FENERCI: Ja, es ist richtig, dass Street Art natürlich zuerst auf der Straße stattfindet und dort Freiräume nutzt, oft auch anarchisch. Es ist uns ganz klar, dass wir uns mit dem Urban Arts Center Ruhr keinesfalls in diese Grundstruktur der urbanen Szene einmischen dürfen. Wir denken das Center als ein weiteres Element für die Szene. Als eine Möglichkeit für Künstler, in ihrer Entwicklung weiterzugehen. Der Underground bleibt davon unangetastet. Wir bieten die Möglichkeit, den nächsten Step zu machen und Kunst in einem anderen Rahmen zu präsentieren. Und auch ein erweitertes Publikum zu erreichen. Dafür gibt es in der Szene ein Bedürfnis. Man muss sich klar machen, dass die Street Art Künstler längst nicht mehr nur Jugendliche sind. Viele arbeiten seit 30 Jahren kontinuierlich und haben sich beständig weiter entwickelt. Das sind sicherlich diejenigen, die das UACR am ehesten zu schätzen wissen werden.
kultur.west: Der Street-Art-Laie denkt jetzt wohl an Banksy. Ist der denn in der Szene überhaupt noch wirklich als Steet Artist respektiert?
FENERCI: Natürlich wird das sehr kontrovers diskutiert. Trotzdem darf man nicht vergessen, dass Banksy die Street Art salonfähig gemacht hat. Dafür bekommt er auch von großen Teilen der Szene Respekt.
kultur.west: Will das UACR also eher bürgerliches Publikum ansprechen?
FENERCI: Während unserer siebenjährigen Residenz mit dem Tanztheater Renegade im Bochumer Schauspielhaus haben wir gesehen, was man für ein Publikum erreichen kann. Da haben 30.000 bis 40.000 Zuschauer jedes Jahr unsere Vorstellungen besucht. Zumindest im Bereich Tanz wissen wir also sehr genau, dass es in NRW ein Publikum für Urban Art gibt, das nicht nur aus der Szene kommt. Ähnliche Erfahrungen machen wir in dem kleinen Ausstellungsraum im Wartesaal in Herne: Auch für Graffiti und Stencil interessiert sich längst ein breiteres Publikum.

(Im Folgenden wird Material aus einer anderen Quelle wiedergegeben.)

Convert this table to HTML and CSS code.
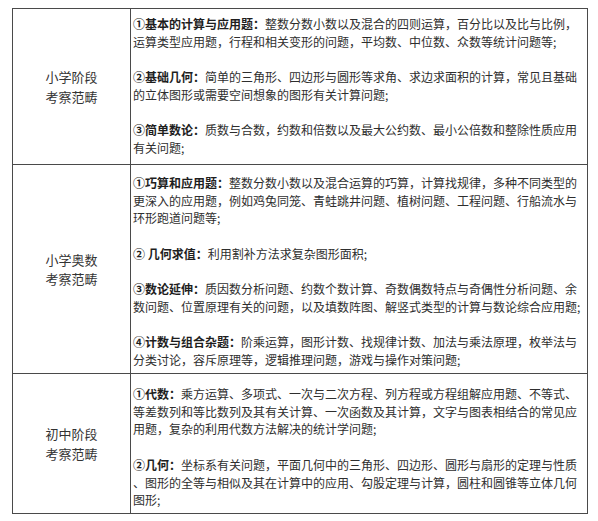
FILE: index.html
```html
<!DOCTYPE html>
<html lang="zh-CN">
<head>
<meta charset="utf-8">
<link rel="stylesheet" href="styles.css">
</head>
<body>
<table class="scope">
  <tr class="row row-1">
    <th class="stage">小学阶段<br>考察范畴</th>
    <td class="detail">
      <p><span class="ln"><b>①基本的计算与应用题：</b>整数分数小数以及混合的四则运算，百分比以及比与比例，</span><span class="ln end">运算类型应用题，行程和相关变形的问题，平均数、中位数、众数等统计问题等;</span></p>
      <p><span class="ln"><b>②基础几何：</b>简单的三角形、四边形与圆形等求角、求边求面积的计算，常见且基础</span><span class="ln end">的立体图形或需要空间想象的图形有关计算问题;</span></p>
      <p><span class="ln"><b>③简单数论：</b>质数与合数，约数和倍数以及最大公约数、最小公倍数和整除性质应用</span><span class="ln end">有关问题;</span></p>
    </td>
  </tr>
  <tr class="row row-2">
    <th class="stage">小学奥数<br>考察范畴</th>
    <td class="detail">
      <p><span class="ln"><b>①巧算和应用题：</b>整数分数小数以及混合运算的巧算，计算找规律，多种不同类型的</span><span class="ln">更深入的应用题，例如鸡兔同笼、青蛙跳井问题、植树问题、工程问题、行船流水与</span><span class="ln end">环形跑道问题等;</span></p>
      <p><span class="ln end"><b>② 几何求值：</b>利用割补方法求复杂图形面积;</span></p>
      <p><span class="ln"><b>③数论延伸：</b>质因数分析问题、约数个数计算、奇数偶数特点与奇偶性分析问题、余</span><span class="ln">数问题、位置原理有关的问题，以及填数阵图、解竖式类型的计算与数论综合应用题;</span></p>
      <p><span class="ln"><b>④计数与组合杂题：</b>阶乘运算，图形计数、找规律计数、加法与乘法原理，枚举法与</span><span class="ln end">分类讨论，容斥原理等，逻辑推理问题，游戏与操作对策问题;</span></p>
    </td>
  </tr>
  <tr class="row row-3">
    <th class="stage">初中阶段<br>考察范畴</th>
    <td class="detail">
      <p><span class="ln"><b>①代数：</b>乘方运算、多项式、一次与二次方程、列方程或方程组解应用题、不等式、</span><span class="ln">等差数列和等比数列及其有关计算、一次函数及其计算，文字与图表相结合的常见应</span><span class="ln end">用题，复杂的利用代数方法解决的统计学问题;</span></p>
      <p><span class="ln"><b>②几何：</b>坐标系有关问题，平面几何中的三角形、四边形、圆形与扇形的定理与性质</span><span class="ln">、图形的全等与相似及其在计算中的应用、勾股定理与计算，圆柱和圆锥等立体几何</span><span class="ln end">图形;</span></p>
    </td>
  </tr>
</table>
</body>
</html>
```
FILE: styles.css
```css
html, body {
  margin: 0;
  padding: 0;
  background: #ffffff;
}

body {
  padding: 8px 0 0 12px;
  font-family: "Noto Sans CJK SC", "Noto Sans", sans-serif;
  color: #2e2e2e;
}

.scope {
  border-collapse: collapse;
  width: 576px;
  table-layout: fixed;
}

.scope th,
.scope td {
  border: 1px solid #4a4a4a;
  padding: 0;
}

.stage {
  width: 117px;
  font-size: 13px;
  font-weight: normal;
  line-height: 19.5px;
  text-align: center;
  vertical-align: middle;
  color: #333333;
}

.detail {
  vertical-align: top;
  padding: 6px 10px 0 2px !important;
  font-size: 12px;
  line-height: 17.7px;
}

.detail p {
  margin: 0;
}

.detail p + p {
  margin-top: 17.7px;
}

.ln {
  display: block;
  white-space: nowrap;
  text-align: justify;
  text-align-last: justify;
  text-justify: inter-character;
}

.ln.end {
  text-align-last: left;
}

.detail b {
  font-weight: bold;
  color: #1e1e1e;
}

.row-1 { height: 156px; }
.row-2 { height: 209px; }
.row-3 { height: 140px; }

.row-2 .detail { padding-top: 9px !important; }
.row-3 .detail { padding-top: 11px !important; }
```
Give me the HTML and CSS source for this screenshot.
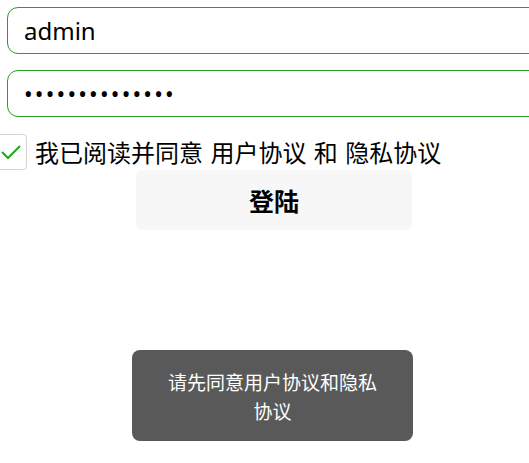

kultur.west: Derzeit wird eine Machbarkeitsstudie für das UACR erstellt. Wie stellen Sie sich das Zentrum jetzt im Augenblick vor?
FENERCI: Ich habe bei einem der ersten Gespräche gesagt: Ich denke das Haus erstmal als rohen Diamanten, der noch poliert werden muss. Es ist halt nicht das perfekt sanierte Industriedenkmal, in das wir einfach einziehen, sondern ein ehemaliges Kaufhaus in einer Innenstadt. In der Fußgängerzone und nah an den Menschen. Das ist eine Qualität, weil auch die Street Art genau da passiert und hingehört. Mein Anspruch an mich selbst ist: Es muss mit dem UACR ein Ort entstehen, der aus sich heraus schon stark ist. Der nicht nur gut saniert, sondern architektonisch so interessant, vielleicht auch experimentell wird, dass er das Interesse und die Kreativität anregt.
Zur Person
Als Sohn eines türkischen Bergarbeiters 1972 geboren, ist Zekai Fenerci seit 1993 in der Urban Art Szene des Ruhrgebiets aktiv und hat etliche Festivals und Reihen angestoßen und betreut. 1997 initiierte er den Ruhrpott-Battle in Herne, der im Breakdance international renommiert ist. Das »Urban Art Festival« in Herne und Bochum (seit 2007) und der »International Summer Battle« auf PACT Zollverein (seit 2015) wurden ebenfalls von ihm initiiert. 2003 gründete er die Tanzcompagnie Renegade, deren künstlerischer Leiter er bis heute ist. Mit dem Verein Pottporus hatte Fenerci seinen Aktivitäten 2007 eine Organisationsstruktur gegeben, die für die Urbane Kunst im Ruhrgebiet zur wichtigen Stimme wurde. Seit 2010 existiert zusätzlich die Jugendabteilung »Junges Pottporus«. Von 2015 bis 2018 hatte es bereits ein Zentrum für urbane Kunst in der Zeche 1 in Bochum gegeben.